Evidemment, ce goût du nom d'emprunt donna lieu à une question durant l'interview. Et Oldham d'expliquer sa démarche par le besoin de séparer la chanson de celui qui la chante - "Je préfère que les gens restent accrochés aux chansons, sans trop les personnifier." - manière de se créer un personnage, mais à la façon d'un super héros, dont "on peut changer les scénaristes ou les modes d'expression tout en conservant le personnage."
Une profession de foi qui colle plutôt bien à la musique du barbu de Louisville. Depuis une quinzaine d'années, elle semble en effet en constante mutation, comme si chaque disque voyait à l'oeuvre un nouveau scénariste - ou des scénaristes, vu le goût du monsieur pour la collaboration. Country détournée ou ripolinée, folk rachitique ou élégiaque, rock tortueux ou plus nerveux.

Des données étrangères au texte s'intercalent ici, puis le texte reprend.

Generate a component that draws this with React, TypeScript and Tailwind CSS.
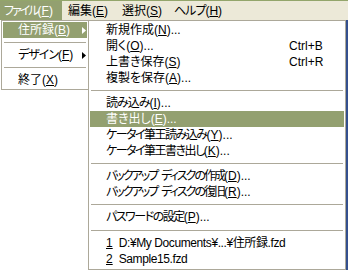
import React from "react";

function Acc({
  pre,
  k,
  post,
  tr,
}: {
  pre: string;
  k: string;
  post?: string;
  tr?: string;
}) {
  return (
    <span className="whitespace-nowrap">
      <span className={tr ?? ""}>{pre}</span>(
      <span className="underline underline-offset-1">{k}</span>){post ?? ""}
    </span>
  );
}

function Arrow({ white }: { white?: boolean }) {
  return (
    <svg width="4" height="7" viewBox="0 0 4 7" className="block">
      <path d="M0 0 L4 3.5 L0 7 Z" fill={white ? "#ffffff" : "#000000"} />
    </svg>
  );
}

function Sep({ h10 }: { h10?: boolean }) {
  return (
    <div className={`${h10 ? "h-[10px]" : "h-[9px]"} flex items-center px-[2px]`}>
      <div className="h-px w-full bg-[#aca899]" />
    </div>
  );
}

function Item({
  children,
  shortcut,
  active,
}: {
  children: React.ReactNode;
  shortcut?: string;
  active?: boolean;
}) {
  return (
    <div
      className={`h-4 mx-[1px] flex items-center pl-[16px] ${
        active ? "bg-[#93a070] text-white" : "text-black"
      }`}
    >
      <div className="flex-1 whitespace-nowrap">{children}</div>
      {shortcut && <div className="w-[55px] whitespace-nowrap">{shortcut}</div>}
    </div>
  );
}

function Backup({ label, k }: { label: string; k: string }) {
  return (
    <span className="whitespace-nowrap">
      <span className="tracking-[-2px]">バックアップ</span>
      <span className="ml-[4px] tracking-[-2px]">{label}</span>(
      <span className="underline underline-offset-1">{k}</span>)...
    </span>
  );
}

export default function App() {
  return (
    <div
      className="w-[348px] h-[270px] bg-white overflow-hidden text-[12px] leading-none font-['Liberation_Sans','Noto_Sans_CJK_JP',sans-serif]"
      style={{ fontFeatureSettings: '"palt" 1' }}
    >
      {/* Menu bar */}
      <div className="h-5 bg-[#ece9d8] border-t border-[#93a56b] flex items-stretch">
        <div className="w-[62px] bg-[#93a070] text-white flex items-center pl-[4px] whitespace-nowrap overflow-hidden">
          <Acc pre="ファイル" k="F" tr="tracking-[-2px]" />
        </div>
        <div className="flex items-center pl-[6px] w-[60px]">
          <Acc pre="編集" k="E" />
        </div>
        <div className="flex items-center w-[52px]">
          <Acc pre="選択" k="S" />
        </div>
        <div className="flex items-center">
          <Acc pre="ヘルプ" k="H" tr="tracking-[-1px]" />
        </div>
      </div>

      <div className="flex items-start">
        {/* Left menu */}
        <div className="ml-px w-[87px] h-[70px] bg-white border border-r-0 border-[#aca899] pt-px">
          <div className="h-4 mx-[1px] flex items-center justify-between pl-[15px] pr-[1px] bg-[#93a070] text-white">
            <Acc pre="住所録" k="B" />
            <Arrow white />
          </div>
          <Sep />
          <div className="h-4 mx-[1px] flex items-center justify-between pl-[15px] pr-[1px]">
            <Acc pre="デザイン" k="F" tr="tracking-[-1px]" />
            <Arrow />
          </div>
          <Sep />
          <div className="h-4 mx-[1px] flex items-center pl-[15px]">
            <Acc pre="終了" k="X" />
          </div>
        </div>

        {/* Submenu */}
        <div className="w-[258px] h-[250px] bg-white border border-[#aca899] pt-px">
          <Item>
            <Acc pre="新規作成" k="N" post="..." />
          </Item>
          <Item shortcut="Ctrl+B">
            <Acc pre="開く" k="O" post="..." />
          </Item>
          <Item shortcut="Ctrl+R">
            <Acc pre="上書き保存" k="S" />
          </Item>
          <Item>
            <Acc pre="複製を保存" k="A" post="..." />
          </Item>
          <Sep />
          <Item>
            <Acc pre="読み込み" k="I" post="..." tr="tracking-[-1px]" />
          </Item>
          <Item active>
            <Acc pre="書き出し" k="E" post="..." />
          </Item>
          <Item>
            <Acc pre="ケータイ筆王読み込み" k="Y" post="..." tr="tracking-[-1.5px]" />
          </Item>
          <Item>
            <Acc pre="ケータイ筆王書き出し" k="K" post="..." tr="tracking-[-1.5px]" />
          </Item>
          <Sep />
          <Item>
            <Backup label="ディスクの作成" k="D" />
          </Item>
          <Item>
            <Backup label="ディスクの復旧" k="R" />
          </Item>
          <Sep />
          <Item>
            <Acc pre="パスワードの設定" k="P" post="..." tr="tracking-[-1.5px]" />
          </Item>
          <Sep h10 />
          <Item>
            <span className="whitespace-nowrap">
              <span className="underline underline-offset-1">1</span>
              <span className="ml-[6px] tracking-[-0.4px]">D:¥My Documents¥...¥住所録.fzd</span>
            </span>
          </Item>
          <Item>
            <span className="whitespace-nowrap">
              <span className="underline underline-offset-1">2</span>
              <span className="ml-[6px] tracking-[-0.4px]">Sample15.fzd</span>
            </span>
          </Item>
        </div>

        {/* Window behind */}
        <div className="flex-1 h-[250px] bg-[#34508e]" />
      </div>
    </div>
  );
}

Sans parler de cet art tout personnel de la reprise, des hits d'autruis (stars R'n'B, vedettes de Nashville, contemporains à succès) à son propre répertoire.
De quoi se régaler, se gaver même, mais de quoi se perdre aussi, surtout pour qui ne connaîtrait pas sur le bout des doigts son alphabet oldhamien. Et pas question de compter sur les maigres pseudo-compilations du bonhomme pour refaire son retard. De l'exercice façon Nashville Bonnie 'Prince' Billy Sings Greatest Palace Music au live (très) mal enregistré Summer In The Southeast, en passant par le concert avec choeur folklorique Is This The Sea?, le bonhomme a l'art de brouiller les pistes, quitte à décevoir parfois, car oui, tout n'est pas forcément bon dans le vieux jambon - old-ham (pardon) - même s'il y a du très bon souvent.
C'est à ce très bon - enfin, une partie de ce très bon - que le tout frais 'Pond Scum' rend justice. Et avec la manière. 12 chansons de Will Oldham, certaines nouvelles, certaines oubliées, certaines classiques mais dans des versions inédites sur disque, le tout enregistré lors de différents passages dans les studios de la BBC. Dépouillés à l'extrême, certains morceaux gagnent en magnétisme (en tête les 2 titres extraits de Get On Jolly), tandis que les plus vieux titres de l'époque Palace gagnent en ampleur et en assurance, sans perdre la tension et la fragilité qui font leur force (formidable Stable Will).
Seul ou épaulé par David Heumann (magnifiques backing vocals sur Death To Everyone), Oldham est à son sommet d'interprète. La voix est pleine et fêlée à la fois, les intonations portées par une justesse confondante, les mélodies pures, poignantes, bouleversantes (O How I Enjoy The Light, à pleurer). Sans surprise ni esbrouffe, loin du besoin si constant de se réinventer, ces quelques enregistrements mis à bout à bout réussissent cette prouesse rare: composer un album essentiel pour les fans du Monsieur, en même temps qu'une porte d'entrée idéale pour ceux qui ne le connaissent pas encore. Will Oldham y est Will Oldham, tout simplement. Et pour le meilleur.